Quando ho conosciuto Eloisa e Cristian mi sono trovata bene, mi sono sentita ascoltata in modo gentile ed empatico. Sono stata coinvolta nel loro corso online “Vivere bene con la demenza” e mi sono sentita come non mi era mai successo. Così ho sentito il bisogno di contraccambiare, anche per aiutare chi magari si fosse trovato in una situazione simile alla mia!
Eloisa mi ha fatto conoscere alcuni libri di Kate Swaffer e Wendy Mitchell, due attiviste molto famose. I loro libri mi sono piaciuti veramente tanto, in diversi passaggi mi sembrava di rivivere alcuni episodi della mia vita. Da lì in poi Eloisa mi ha incoraggiata a scrivere della mia esperienza sul blog di Novilunio. Mi sento coinvolta e felice!
Nei due anni precedenti la mia diagnosi per lavoro avevo aiutato una signora con disturbo psichiatrico e avevo notato che nelle visite a volte non veniva ascoltata nel modo adeguato. Capivo che lei ci stava proprio male, probabilmente anche questo ha influito sulla voglia di esprimere il mio punto di vista.

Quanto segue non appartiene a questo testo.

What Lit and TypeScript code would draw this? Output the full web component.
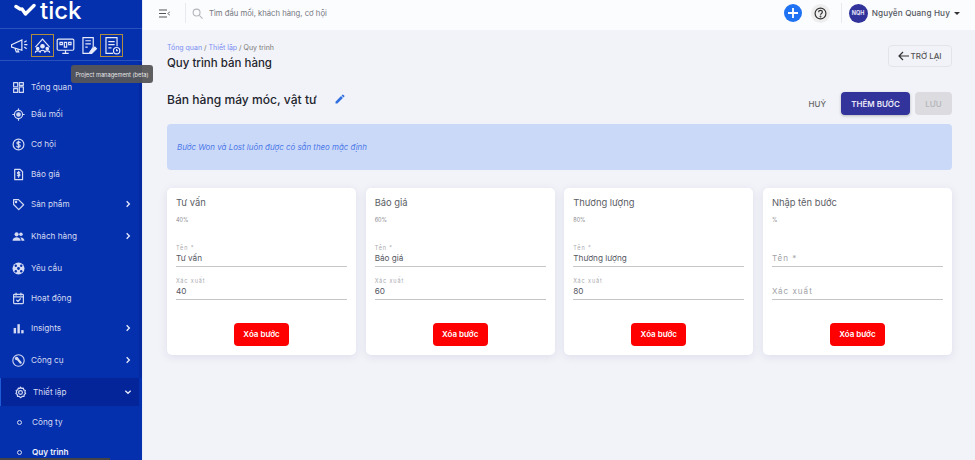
import { LitElement, html, css, svg } from "lit";
import { customElement } from "lit/decorators.js";

const w = (b: any, vb = "0 0 24 24") => html`<svg class="ic" viewBox=${vb} fill="none" stroke="currentColor" stroke-width="2.200" stroke-linecap="round" stroke-linejoin="round">${b}</svg>`;

const icons: Record<string, any> = {
  grid: w(svg`<rect x="3" y="3" width="7.500" height="8"/><rect x="13.500" y="3" width="7.500" height="5"/><rect x="3" y="14" width="7.500" height="7"/><rect x="13.500" y="11" width="7.500" height="10"/>`),
  target: w(svg`<circle cx="12" cy="12" r="7.500"/><circle cx="12" cy="12" r="3.200" fill="currentColor"/><path d="M12 1.500v3M12 19.500v3M1.500 12h3M19.500 12h3"/>`),
  dollar: w(svg`<circle cx="12" cy="12" r="10"/><path d="M15 8.500c-.6-1-1.700-1.500-3-1.500-1.700 0-3 .9-3 2.400 0 3.300 6.200 1.800 6.200 5 0 1.600-1.400 2.600-3.200 2.600-1.400 0-2.600-.6-3.200-1.700M12 5.500v13"/>`),
  doc: w(svg`<path d="M5 2.500h10l4.500 4.500v14.500H5z"/><path d="M14.500 8.500c-.5-.6-1.300-1-2.300-1-1.300 0-2.200.7-2.200 1.700 0 2.300 4.700 1.200 4.700 3.600 0 1-1 1.700-2.400 1.700-1 0-1.900-.4-2.300-1.100M12.200 6v11"/>`),
  tag: w(svg`<path d="M3 3h9l9.500 9.500-9 9L3 12z"/><circle cx="7.500" cy="7.500" r="1.200" fill="currentColor"/>`),
  people: html`<svg class="ic" viewBox="0 0 24 24" fill="currentColor"><circle cx="8.500" cy="8" r="3.800"/><circle cx="16.500" cy="8" r="3.300"/><path d="M1 20c0-4 3.500-6.500 7.500-6.500S16 16 16 20zM17.500 20c0-2.500-.8-4.600-2.500-6 4-.7 8 1.800 8 6z"/></svg>`,
  support: html`<svg class="ic" viewBox="0 0 24 24"><circle cx="12" cy="12" r="11" fill="currentColor"/><g fill="#0530ad"><circle cx="12" cy="12" r="2.600"/><circle cx="7" cy="7" r="2.200"/><circle cx="17" cy="7" r="2.200"/><circle cx="7" cy="17" r="2.200"/><circle cx="17" cy="17" r="2.200"/></g></svg>`,
  cal: w(svg`<rect x="3" y="4.500" width="18" height="17" rx="1.500"/><path d="M3 9h18M7.500 2v4M16.500 2v4M8.500 15l2.500 2.500 4.500-5"/>`),
  bars: html`<svg class="ic" viewBox="0 0 24 24" fill="currentColor"><rect x="3" y="11" width="4.500" height="10"/><rect x="10" y="4" width="4.500" height="17"/><rect x="17" y="15" width="4.500" height="6"/></svg>`,
  tool: html`<svg class="ic" viewBox="0 0 24 24" fill="none" stroke="currentColor"><circle cx="12" cy="12" r="10.500" stroke-width="2"/><path d="M9 8l7 8" stroke-width="4" stroke-linecap="round"/><circle cx="8.500" cy="8.500" r="3.200" fill="currentColor" stroke="none"/></svg>`,
  gear: w(svg`<path d="M12 2l2 2.500 3.200-.5.800 3.100 3 1.200-1 3 1.500 2.700-2.600 1.800-.3 3.200-3.200.1L12 21.500l-2.400-2.400-3.200-.1-.3-3.200-2.600-1.800L5 11.300l-1-3 3-1.200.8-3.100 3.200.5z"/><circle cx="12" cy="12" r="3.500"/>`),
};

const menu = [
  ["grid", "Tổng quan", 0, 24], ["target", "Đầu mối", 0, 30], ["dollar", "Cơ hội", 0, 30], ["doc", "Báo giá", 0, 30],
  ["tag", "Sản phẩm", 1, 30], ["people", "Khách hàng", 1, 34], ["support", "Yêu cầu", 0, 30], ["cal", "Hoạt động", 0, 30],
  ["bars", "Insights", 1, 30], ["tool", "Công cụ", 1, 34],
] as const;

const steps = [
  { t: "Tư vấn", p: "40%", n: "Tư vấn", x: "40" },
  { t: "Báo giá", p: "60%", n: "Báo giá", x: "60" },
  { t: "Thương lượng", p: "80%", n: "Thương lượng", x: "80" },
  { t: "Nhập tên bước", p: "%", n: "", x: "" },
];

@customElement("app-root")
export class AppRoot extends LitElement {
  static styles = css`
    :host { display: flex; width: 975px; height: 460px; overflow: hidden; position: relative; background: #f2f3f8; font-family: Inter, "Noto Sans", sans-serif; color: #2a2c38; }
    .side { width: 142px; height: 460px; flex: none; background: #0530ad; color: #d3daf2; border-right: 1px solid #e8ebf5; overflow: hidden; display: flex; flex-direction: column; position: relative; }
    .side::after { content: ""; position: absolute; left: 139px; top: 62px; width: 3px; height: 316px; background: #0429a0; }
    .logo { height: 29px; flex: none; display: flex; align-items: center; gap: 4px; padding: 0 0 8px 14px; box-sizing: border-box; color: #fff; font-size: 24px; line-height: 21px; font-weight: 500; border-bottom: 1px solid #2a50bd; }
    .logo svg { width: 22px; height: 14px; }
    .tools { height: 32px; flex: none; display: flex; align-items: center; padding: 1px 0 0 8px; box-sizing: border-box; border-bottom: 1px solid #2a50bd; color: #e6eafa; }
    .tool { width: 23px; height: 23px; box-sizing: border-box; display: flex; align-items: center; justify-content: center; border: 1px solid transparent; }
    .tool.on { border-color: #b08d3c; }
    .tool svg { width: 19px; height: 19px; }
    .list { padding-top: 14px; display: flex; flex-direction: column; }
    .item { display: flex; align-items: center; padding: 0 10px 0 12px; font-size: 8.200px; flex: none; }
    .ic { width: 13px; height: 13px; flex: none; margin-right: 6px; }
    .chev { margin: 0 0 0 auto; width: 8px; height: 8px; color: #e6eafa; }
    .active { height: 28px; margin-top: 1px; width: 139px; box-sizing: border-box; background: #04249a; border-left: 1px solid #1f5bd8; padding: 0 7px 0 13px; position: relative; z-index: 1; }
    .sub { height: 30px; display: flex; align-items: center; font-size: 8.200px; padding-left: 17px; flex: none; }
    .sub i { width: 3px; height: 3px; border: 1px solid #d3daf2; border-radius: 50%; margin-right: 10px; }
    .sub.first { margin-top: 1px; }
    .sub.cur { font-weight: 600; color: #eef1fb; }
    .body { flex: 1; min-width: 0; display: flex; flex-direction: column; }
    .top { height: 30px; flex: none; box-sizing: border-box; background: #fbfcfe; display: flex; align-items: center; padding: 0 15px 4px 16px; }
    .burger { width: 11px; height: 9px; color: #555; margin-right: 15px; }
    .vline { width: 1px; height: 20px; background: #e9eaef; }
    .search { width: 11px; height: 11px; color: #b5b7bd; margin: 0 6px; }
    .ph { font-size: 7.700px; color: #75777f; }
    .right { margin-left: auto; display: flex; align-items: center; }
    .plus { width: 18px; height: 18px; border-radius: 50%; background: #1f72f2; display: flex; align-items: center; justify-content: center; }
    .plus svg { width: 10px; height: 10px; }
    .help { width: 19px; height: 19px; border-radius: 50%; background: #eeeeee; margin-left: 9px; display: flex; align-items: center; justify-content: center; }
    .help svg { width: 13px; height: 13px; }
    .right .vline { margin: 0 7px 0 11px; }
    .avatar { width: 19px; height: 19px; border-radius: 50%; background: #33339c; color: #e5e5f7; font-size: 5.500px; font-weight: 700; display: flex; align-items: center; justify-content: center; }
    .uname { font-size: 8.200px; color: #555861; margin-left: 4px; font-weight: 500; letter-spacing: .12px; }
    .caret { width: 0; height: 0; border: 3.500px solid transparent; border-top: 3.500px solid #333; border-bottom: 0; margin-left: 4px; }
    .main { padding: 13px 23px 0 24px; display: flex; flex-direction: column; }
    .head { display: flex; justify-content: space-between; align-items: flex-start; height: 41px; }
    .crumbs { font-size: 7px; color: #777; line-height: 10px; }
    .crumbs a { color: #7b8ef2; }
    h1 { margin: 2px 0 0; font-size: 11.500px; line-height: 16px; font-weight: 500; color: #23252e; }
    .back { margin-top: 2px; width: 64px; height: 22px; box-sizing: border-box; border: 1px solid #e3e4ea; border-radius: 4px; display: flex; align-items: center; justify-content: center; font-size: 8px; font-weight: 500; color: #555; }
    .back svg { width: 11px; height: 10px; color: #333; margin-right: 1px; }
    .row { height: 31px; display: flex; align-items: center; }
    .row h2 { margin: 0; font-size: 12.100px; font-weight: 500; color: #23252e; }
    .pencil { width: 12px; height: 12px; margin: 0 0 1px 17px; color: #2f6fe0; }
    .actions { margin: 8px 0 0 auto; display: flex; align-items: center; }
    .cancel { font-size: 8px; font-weight: 500; color: #666; margin-right: 15px; }
    .add { width: 69px; height: 23px; border-radius: 4px; background: #33339c; color: #e8e8f8; font-size: 8px; font-weight: 600; display: flex; align-items: center; justify-content: center; box-shadow: 0 1px 3px rgba(0,0,0,.25); }
    .save { width: 37px; height: 23px; margin-left: 5px; border-radius: 4px; background: #dcdce0; color: #b8b8bd; font-size: 8px; font-weight: 600; display: flex; align-items: center; justify-content: center; }
    .note { margin-top: 9px; height: 46px; background: #cad9f8; border-radius: 4px; display: flex; align-items: center; padding-left: 10px; font-size: 7.900px; font-style: italic; color: #4a78e8; }
    .cards { margin-top: 18px; display: grid; grid-template-columns: repeat(4, 1fr); gap: 9.500px; }
    .card { height: 167px; box-sizing: border-box; background: #fff; border-radius: 5px; box-shadow: 0 2px 8px rgba(70,80,150,.12); padding: 9px 9px 0; display: flex; flex-direction: column; }
    .t { font-size: 9.400px; line-height: 12px; color: #5c5e66; }
    .p { font-size: 5.500px; line-height: 8px; margin-top: 7px; color: #8a8b90; }
    .field { height: 33px; box-sizing: border-box; border-bottom: 1.500px solid #c6c6c9; display: flex; flex-direction: column; justify-content: flex-end; padding-bottom: 2px; }
    .field.first { margin-top: 9.500px; }
    .lab { font-size: 5.500px; letter-spacing: .9px; color: #a9aab0; line-height: 7px; margin-bottom: 1px; }
    .val { font-size: 8.200px; line-height: 11px; color: #55575f; }
    .hint { font-size: 8.100px; line-height: 11px; letter-spacing: 1px; color: #a2a3a8; }
    .field + .field { height: 33.500px; }
    .del { align-self: center; margin-top: 22.500px; width: 55px; height: 23px; border-radius: 4px; background: #fe0000; color: #fff; font-size: 8px; font-weight: 600; display: flex; align-items: center; justify-content: center; }
    .tip { position: absolute; left: 71px; top: 65px; width: 82px; height: 18px; border-radius: 3px; background: rgba(85,85,88,.95); color: #e6e6e6; font-size: 5.700px; display: flex; align-items: center; justify-content: center; z-index: 2; }
    .tip2 { position: absolute; left: 0; bottom: 0; width: 110px; height: 2px; background: #444; z-index: 2; }
  `;

  render() {
    return html`
      <aside class="side">
        <div class="logo">
          <svg viewBox="0 0 22 14" fill="none" stroke="#fff" stroke-width="3.400" stroke-linecap="round" stroke-linejoin="round"><path d="M2 3.500l4 2.500M8 6l3.500 5L20 2.500"/></svg>
          <span>tick</span>
        </div>
        <div class="tools">
          <span class="tool"><svg viewBox="0 0 24 24" fill="none" stroke="currentColor" stroke-width="1.500"><path d="M2 11l13-6v13L2 14zM6 15l2 5h3l-2-4M18 8l3-2M18 11h4M18 14l3 2"/></svg></span>
          <span class="tool on"><svg viewBox="0 0 24 24" fill="none" stroke="currentColor" stroke-width="1.400"><path d="M3 14L12 4l9 10"/><circle cx="12" cy="13" r="2.200" fill="currentColor"/><circle cx="6" cy="16" r="1.600" fill="currentColor"/><circle cx="18" cy="16" r="1.600" fill="currentColor"/><path d="M3 21c0-3 6-3 6 0M9 21c0-4 6-4 6 0M15 21c0-3 6-3 6 0"/></svg></span>
          <span class="tool"><svg viewBox="0 0 24 24" fill="none" stroke="currentColor" stroke-width="1.500"><rect x="1.500" y="4" width="21" height="14" rx="1.500"/><path d="M8 22h8M12 18v4M5 8h3v3H5zM10.500 8h3v6h-3zM16 8h3v3h-3z"/></svg></span>
          <span class="tool"><svg viewBox="0 0 24 24" fill="none" stroke="currentColor" stroke-width="1.500"><path d="M5 2h13v12l-5 8H5z"/><path d="M8 6h7M8 10h7M8 14h3"/><path d="M14 20l6-6 2 2-6 6h-2z" fill="currentColor"/></svg></span>
          <span class="tool on"><svg viewBox="0 0 24 24" fill="none" stroke="currentColor" stroke-width="1.500"><path d="M14 22H5V2h14v11"/><path d="M8 7h8M8 11h8M8 15h4"/><circle cx="18.500" cy="18.500" r="4"/><path d="M18.500 16.500v2h1.500"/></svg></span>
        </div>
        <nav class="list">
          ${menu.map(([i, l, c, h]) => html`<div class="item" style="height:${h}px">${icons[i]}<span>${l}</span>${c ? html`<svg class="ic chev" viewBox="0 0 24 24" fill="none" stroke="currentColor" stroke-width="4"><path d="M8 4l8 8-8 8"/></svg>` : ""}</div>`)}
          <div class="item active">${icons.gear}<span>Thiết lập</span><svg class="ic chev" viewBox="0 0 24 24" fill="none" stroke="currentColor" stroke-width="4"><path d="M4 8l8 8 8-8"/></svg></div>
          <div class="sub first"><i></i>Công ty</div>
          <div class="sub cur"><i></i>Quy trình</div>
        </nav>
      </aside>
      <div class="body">
        <header class="top">
          <svg class="burger" viewBox="0 0 11 9" fill="none" stroke="currentColor" stroke-width="1"><path d="M0 1h8M0 4.500h7M0 8h8M11 2.500L9 4.500l2 2"/></svg>
          <span class="vline"></span>
          <svg class="search" viewBox="0 0 24 24" fill="none" stroke="currentColor" stroke-width="2.500"><circle cx="10" cy="10" r="7.500"/><path d="M16 16l7 7"/></svg>
          <span class="ph">Tìm đầu mối, khách hàng, cơ hội</span>
          <div class="right">
            <span class="plus"><svg viewBox="0 0 10 10" stroke="#fff" stroke-width="1.800"><path d="M5 0v10M0 5h10"/></svg></span>
            <span class="help"><svg viewBox="0 0 24 24" fill="none" stroke="#333" stroke-width="2.200"><circle cx="12" cy="12" r="10"/><path d="M8.500 9.500c0-2 1.600-3.300 3.500-3.300s3.500 1.200 3.500 3c0 2.700-3.500 2.600-3.500 5.300"/><circle cx="12" cy="17.500" r=".6" fill="#333"/></svg></span>
            <span class="vline"></span>
            <span class="avatar">NQH</span>
            <span class="uname">Nguyễn Quang Huy</span>
            <span class="caret"></span>
          </div>
        </header>
        <main class="main">
          <div class="head">
            <div>
              <div class="crumbs"><a>Tổng quan</a> / <a>Thiết lập</a> / Quy trình</div>
              <h1>Quy trình bán hàng</h1>
            </div>
            <div class="back"><svg viewBox="0 0 11 10" fill="none" stroke="currentColor" stroke-width="1.200"><path d="M11 5H1M5 1L1 5l4 4"/></svg>TRỞ LẠI</div>
          </div>
          <div class="row">
            <h2>Bán hàng máy móc, vật tư</h2>
            <svg class="pencil" viewBox="0 0 24 24" fill="currentColor"><path d="M3 17.250V21h3.750L17.810 9.940l-3.750-3.750zM20.710 7.040a1 1 0 0 0 0-1.410l-2.340-2.340a1 1 0 0 0-1.410 0l-1.830 1.830 3.750 3.750z"/></svg>
            <div class="actions">
              <span class="cancel">HUỶ</span>
              <span class="add">THÊM BƯỚC</span>
              <span class="save">LƯU</span>
            </div>
          </div>
          <div class="note">Bước Won và Lost luôn được có sẵn theo mặc định</div>
          <div class="cards">
            ${steps.map((s) => html`
              <section class="card">
                <div class="t">${s.t}</div>
                <div class="p">${s.p}</div>
                <div class="field first">${s.n ? html`<span class="lab">Tên *</span><span class="val">${s.n}</span>` : html`<span class="hint">Tên *</span>`}</div>
                <div class="field">${s.x ? html`<span class="lab">Xác xuất</span><span class="val">${s.x}</span>` : html`<span class="hint">Xác xuất</span>`}</div>
                <div class="del">Xóa bước</div>
              </section>`)}
          </div>
        </main>
      </div>
      <div class="tip">Project management (beta)</div>
      <div class="tip2"></div>
    `;
  }
}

Perché è importante secondo te fare advocacy?
Innanzitutto perché ci sono persone che si trovano in imbarazzo davanti chi convive con una demenza – non capiscono che siamo ancora le stesse persone di prima, magari con qualche difficoltà in più, tutto qui. Nel mio piccolo sto provando a scalfire questa incomprensione che purtroppo è ancora tanto presente nella società, ma che secondo me non ha più ragione di esistere. Ogni volta che qualcuno di noi parla in pubblico crea un ponte di comunicazione.
Come ti senti quando sei coinvolta nelle iniziative di advocacy, online oppure dal vivo?
Le prime volte che mi sono collegata online per fare una presentazione ero molto emozionata perché ero consapevole che stavo facendo qualcosa di importante. Ancora adesso mi concentro soprattutto sul parlare correttamente, quindi mi tengo una traccia delle cose da dire, per non perdere parole nel discorso. Quest’anno con Novilunio ho partecipato a tre iniziative online di formazione e sensibilizzazione, ma non avendo preso appunti, ne ho un ricordo abbastanza vago.
L’esperienza dal vivo a Modena dell’anno scorso è stata ancora particolarmente emozionante. Mi sono preparata e ho letto il mio discorso seduta perché mi tremavano le gambe! Però la felicità di quei momenti ti fa vivere serena anche nei giorni successivi, è una bellissima sensazione!
Cos’altro si potrebbe o vorresti fare per promuovere il punto di vista delle persone che ricevono la diagnosi?
Vorrei aiutare a scrivere un manuale di testimonianze per persone che hanno appena ricevuto la diagnosi. Sto già collaborando con Novilunio per cercare contenuti ed elaborarli insieme agli altri partecipanti del nostro gruppo.
Mi piacerebbe anche contribuire in qualche video, magari con le nostre interviste e testimonianze da pubblicare nel sito di Novilunio.
Vorrei anche diffondere il messaggio alle scuole elementari perché, come diceva Tiziano, i bambini adesso sono molto svegli e possono captare segnali di difficoltà dei propri nonni all’interno della famiglia. E’ importante insegnare ai bambini che non bisogna prendere le distanze dai nonni se hanno difficoltà cognitive, e incoraggiarli a volere loro ancora bene, insegnare ad essere inclusivi e sensibili.